Rediscover The Joy of Reading

Most adults don’t realise that a few years into the rat race the one thing that gets left behind is their ability to read non-work related material. Whatever your chosen profession, people are encouraged to employ a limited vocabulary to ensure swift reading and ease of understanding for native and non-native English speakers. Compound that with the fact that most jobs nowadays keep us occupied for at least 12 hours a day, and the first thing to be related to the backburner is habits like reading. Avid readers relish time with their books and tend not to pick up a book if they know they will have limited time with it. Once this habit breaks, when people pick up a book again and find that they aren’t able to read as much in one sitting as they used to. 

What then can we do to get back to our beloved hobby….read on to find out.

Read Children’s Books

Children’s books are an excellent way to train your mind to read again. Classic children’s books deal with complex human emotions in clear but sophisticated language. They do not talk down to children thus making them suitable for adult reading as well. Moreover, the stories are short with clear plotlines and profound messaging thus feeling rewarding when we finish one. This feeling of accomplishment triggers our “feel-good” hormone dopamine thus gradually making the process addictive.
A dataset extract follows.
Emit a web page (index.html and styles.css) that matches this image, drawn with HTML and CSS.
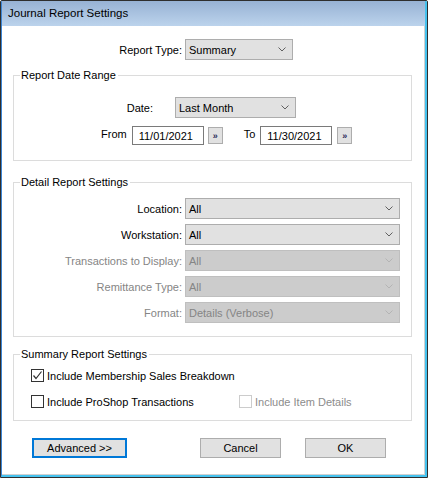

Personally, I find this much more relaxing than meditating before bed. Try it, you may too find it as relaxing and addictive.

One Word at a Time

The goal of being swiftly and easily understood in all work-related communication is detrimental to the process of growing our vocabulary. This can often feel frustrating to readers because heaven knows we love words. In fact, the act of reading for most readers is as much about the words as it is about the stories. So, if our schedules do not allow extensive amounts of time for diving into sumptuous stories we can at least work on our vocabulary.

The best way to do it is to go one word at a time, download an app that gives you one new word every day and take it from there. If one calibrates these apps to deliver the word-of-the-day in the morning, then one has the entire day to play with it and try it out in one’s mind. Before you know it, your vocabulary would have increase manifold!

Exercise your imagination

Once you commit to the routine of reading children’s books, begin to play with your imagination when attending to mundane tasks. Whilst on your daily commute to and from work, in the gym, walking the dog etc think of the story you read the night before and try to think of plot twists and alternative endings. If you find that to be taxing simply re-tell yourself the story in your mind. Bonus tip, try to include your word of the day in your re-telling.

Do this slowly and deliberately as if you were narrating it to someone sitting in front of you. This sharpens our mind to stories and heightens our cognitive abilities of working memory and information processing.

All else failing, remind yourself how you felt when you were engrossed in your favourite book as an adolescent and just chase that feeling…the siren song of that feeling will gradually take you back to reading.